Bank resolutions (that is the official designation of when a bank goes bust) never resemble one another for a reason that has always been underestimated by analysts and investors: they are first and foremost political decisions, aimed at preserving financial stability. This is our own 'whatever it takes'. However, it has a consequence for bond investors: depending on which kind of bond layer you are invested in (classified by subordination, i.e., how likely you are to suffer losses), the outcome of a resolution may not always be logical, nor easy to estimate.
To illustrate that, let’s take two examples:
- Banco Popular: although the fundamental and corporate governance woes of the bank were quite well known for some time, things escalated very quickly when rumors emerged that some local Spanish politicians were advising others to withdraw their deposits from Popular. While its solvency metrics were still optically fine, the bank endured a liquidity crisis in only a few weeks, when the ECB decided to step in and sell it to Santander for €1. All shareholders and subordinated debt holders were completely wiped out with absolutely no recovery. Senior debt was preserved and transferred to Santander.
- Credit Suisse: the bank had been largely affected by corporate governance issues and controversies that arose as soon as 2020 and which peaked in 2022 when the bank lost close to a third of its deposit base between Q2 and Q3 2022. A capital increase and abysmal Q4 2022 results failed to restore confidence, and Credit Suisse was then fatally wounded by the contagion arising from the deposit flights of three US banks. Its solvency and liquidity metrics were still sound a few weeks before its ultimate collapse though. UBS bought the bank and, while equity holders of Credit Suisse got heavily diluted, they fared somewhat better than Additional Tier 1 bond holders, who lost everything, due to a change in the law passed one day before the regulatory decision.
These two examples serve to show that bank failures can arise relatively quickly and surprise a lot of investors, as they cannot pursue a classic 'corporate restructuring' process. We have several other examples where all stakeholders were spared and some others where most stakeholders were hit, and to very different degrees.
Why do banks die and how can we predict that, or at least protect ourselves from that?
You can feel a pattern emerging when discussing the examples of Banco Popular and Credit Suisse.
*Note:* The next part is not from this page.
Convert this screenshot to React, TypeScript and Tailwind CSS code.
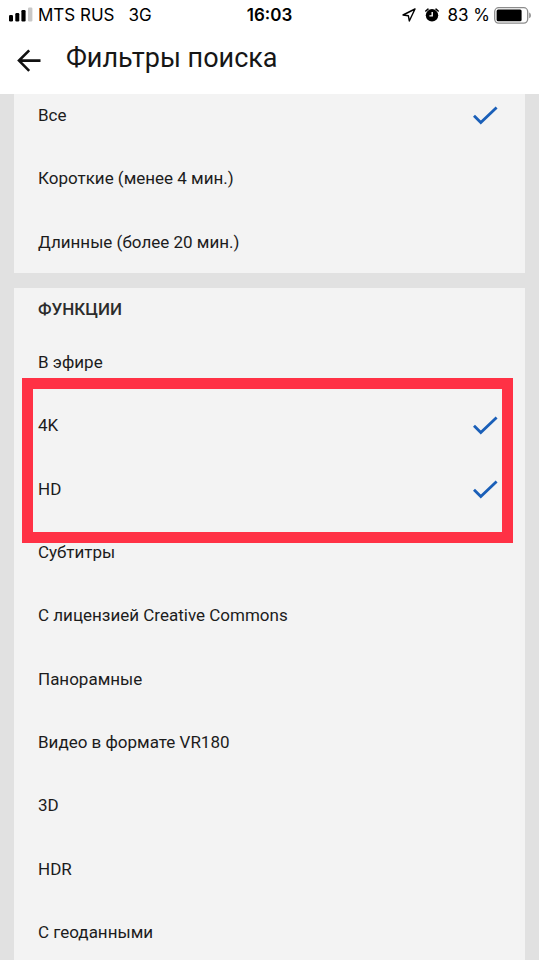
import React from 'react';

type Option = { label: string; checked?: boolean };

const durations: Option[] = [
  { label: 'Все', checked: true },
  { label: 'Короткие (менее 4 мин.)' },
  { label: 'Длинные (более 20 мин.)' },
];

const features: Option[] = [
  { label: 'В эфире' },
  { label: '4K', checked: true },
  { label: 'HD', checked: true },
  { label: 'Субтитры' },
  { label: 'С лицензией Creative Commons' },
  { label: 'Панорамные' },
  { label: 'Видео в формате VR180' },
  { label: '3D' },
  { label: 'HDR' },
  { label: 'С геоданными' },
];

const StatusBar = () => (
  <div className="grid h-[30px] grid-cols-[1fr_auto_1fr] items-center px-2 font-['Inter',sans-serif] text-[17px] leading-[30px] text-black">
    <div className="flex items-center">
      <svg width="26" height="16" viewBox="0 0 26 16" className="mr-1" aria-hidden="true">
        <rect x="1" y="8" width="4" height="6.5" rx="1.2" />
        <rect x="7.3" y="6" width="4" height="8.5" rx="1.2" />
        <rect x="13.4" y="3" width="4.2" height="11.5" rx="1.2" />
        <rect x="20" y="0.5" width="4.4" height="14" rx="1.2" fill="#c8c8c8" />
      </svg>
      <span>MTS RUS</span>
      <span className="ml-[14px]">3G</span>
    </div>
    <span className="px-px font-semibold">16:03</span>
    <div className="flex items-center justify-end">
      <svg width="14" height="14" viewBox="0 0 14 14" className="mr-2" aria-hidden="true">
        <path d="M13 1 1 7l5.4.8.9 5.2Z" fill="none" stroke="#000" strokeWidth="1.4" strokeLinejoin="round" />
      </svg>
      <svg width="16" height="14" viewBox="0 0 16 14" className="mr-2" aria-hidden="true">
        <circle cx="8" cy="7.3" r="6.2" />
        <path d="M1.8 3 4 1.2M14.2 3 12 1.2" stroke="#000" strokeWidth="1.6" strokeLinecap="round" />
        <path d="M8.2 4v3.9H5.4" fill="none" stroke="#fff" strokeWidth="1.4" />
      </svg>
      <span className="mr-1">83 %</span>
      <svg width="37" height="17" viewBox="0 0 37 17" aria-hidden="true">
        <rect x="0.7" y="0.7" width="33" height="15.4" rx="4" fill="none" stroke="#8c8c8c" strokeWidth="1.3" />
        <rect x="2.6" y="2.6" width="25" height="11.6" rx="1.5" />
        <path d="M35.2 5.6c2.2.8 2.2 4.8 0 5.6Z" fill="#8c8c8c" />
      </svg>
    </div>
  </div>
);

const OptionRow = ({ option, type, name }: { option: Option; type: 'radio' | 'checkbox'; name: string }) => (
  <li>
    <label className="flex h-full items-center justify-between pt-px pr-[27px] pl-6">
      <span>{option.label}</span>
      <input type={type} name={name} defaultChecked={option.checked} className="peer sr-only" />
      <svg width="26" height="20" viewBox="0 0 26 20" className="invisible peer-checked:visible" aria-hidden="true">
        <path d="M2 10.7 8.8 17.6 24.6 2.4" fill="none" stroke="#1a5fb8" strokeWidth="2.8" />
      </svg>
    </label>
  </li>
);

const App = () => {
  return (
    <div className="flex h-screen flex-col overflow-hidden bg-[#e1e1e1] font-['Roboto',sans-serif] text-[17px] leading-6 text-[#1c1c1c]">
      <header className="relative z-10 bg-white">
        <StatusBar />
        <div className="flex h-16 items-start pl-4">
          <button type="button" aria-label="Назад" className="mt-[18px]">
            <svg width="26" height="26" viewBox="0 0 26 26" fill="none" stroke="#111" strokeWidth="2.6" aria-hidden="true">
              <path d="M24.5 12.6H3M13.2 2.4 3 12.6l10.2 10.2" />
            </svg>
          </button>
          <h1 className="mt-[10px] ml-6 text-[27px] leading-9 text-[#161616]">Фильтры поиска</h1>
        </div>
      </header>

      {/* scrolled a little, so the first row is partly under the header */}
      <main className="-mt-[11px] flex flex-col gap-[15px] px-[14px]">
        <section className="bg-[#f3f3f3]">
          <ul className="grid min-h-[190px] auto-rows-fr">
            {durations.map((option) => (
              <OptionRow key={option.label} option={option} type="radio" name="duration" />
            ))}
          </ul>
        </section>

        <section className="relative bg-[#f3f3f3]">
          <h2 className="px-6 pt-[9px] pb-[9px] font-medium text-[#2c2c2c]">ФУНКЦИИ</h2>
          <ul className="grid min-h-[633px] auto-rows-fr">
            {features.map((option) => (
              <OptionRow key={option.label} option={option} type="checkbox" name="features" />
            ))}
          </ul>
          <div className="pointer-events-none absolute top-[90px] right-3 left-2 h-[165px] border-[11px] border-[#ff3145]" />
        </section>
      </main>
    </div>
  );
};

export default App;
Banks always die because of bank runs (i.e., deposit flights) and not because of solvency nor profitability issues.
After what happened in the US these past few months, where three banks collapsed in a matter of weeks due to fast deposit flights, it could be argued that all European banks could be at risk. Yet, there is no fire without smoke. Deposits should not disappear overnight just because customers are better remunerated elsewhere. The usual deposit base of European banks is stickier, as other opportunities come at a cost. The three US banks had deeper balance sheet issues and poor risk management, which then led to bank runs.
There is one problem though: how can you know whether a bank will collapse due to a liquidity crisis or not? How reliable are all those nerdy figures given by bank analysts on solvency and liquidity metrics, when banks can still collapse in a few weeks? We can split that issue into several categories:
- Profitability issues and risks on assets: turning a net profit is the most usual way to build stronger capital ratios, which, in turn, enable banks to sustain harsher macroeconomic or idiosyncratic shocks. Of course, it matters way more for shareholders than bondholders, who just want the bank to stay afloat in the future. Some banks can have negative net profits for several years and still stay alive (Natwest, formerly known as Royal Bank of Scotland, had been loss-making for 8 straight years without any liquidity crisis!).
- Controversies & legal issues: several banks have been involved in miscellaneous scandals over the past 15 years. Deutsche Bank was infamously known at some point for being involved in most of them, which even led them to the verge of collapsing in 2016. BNP Paribas also got a hefty $9bn fine by US authorities in 2013 and still managed to cope with it. These issues have more in them than just being hindrances to profitability: they show a lack of good corporate governance and a potential inability to restore confidence, unless strong responses are taken.
- Solvency issues: European banks have been heavily forced by regulators and governments to build stronger capital ratios over the past ten years. Those who could not do that have been forced to merge with other institutions, which led to a much higher degree of sector concentration (Spain is a very good example of such a trend). Should a bank fail to respect its solvency requirements, the regulator will push it to raise capital, sell activities or force it to merge with someone else. A bank with low solvency metrics poses a threat to its investors, who may become more reluctant to lend money to it on bond markets. But the central bank is always there to provide liquidity, if need be, unless…
- Liquidity issues & deposit flights: now, that’s where things can turn sour very quickly. A bank can have as much capital and profit as possible, but it cannot sustain the distrust from its clients and counterparties. Deposit flights are a self-fulfilling prophecy and a vicious circle, whereby clients want to jump out of the train as quickly as possible. A central bank can act as a “lender of last resort”, but it will be reluctant to burn hundreds of millions of cash everyday just to keep a bank afloat. Moreover, regulators and central banks want contagion risks to be contained as fast as possible, in order to avoid a systemic crisis. This is why most banks die during weekends, just to let governments, regulators and central banks find the right solution.
Conclusion: are we really that powerless?
Looking at credit metrics (profitability, asset quality, solvency and liquidity ratios) is insufficient to assess whether a bank can bear the risk of a liquidity run. Do not get me wrong, these metrics do matter, as the root of a collapse can always be traced back to poor corporate governance, leading to balance sheet issues and/or controversies. However, the health of a banking system is too tied to politics and monetary policy to let investors be solely reliant on quarterly figures given by financial institutions.
Investors and analysts are not powerless though. Going beyond financial metrics is more than ever mandatory, as deposit flights arise from distrust, which comes from corporate governance. It takes time and effort to analyze such matters, so you have two choices: sticking to 'good quality names' or pushing your luck to pursue higher yields, but at the risk of losing something, or everything, if you are not careful enough.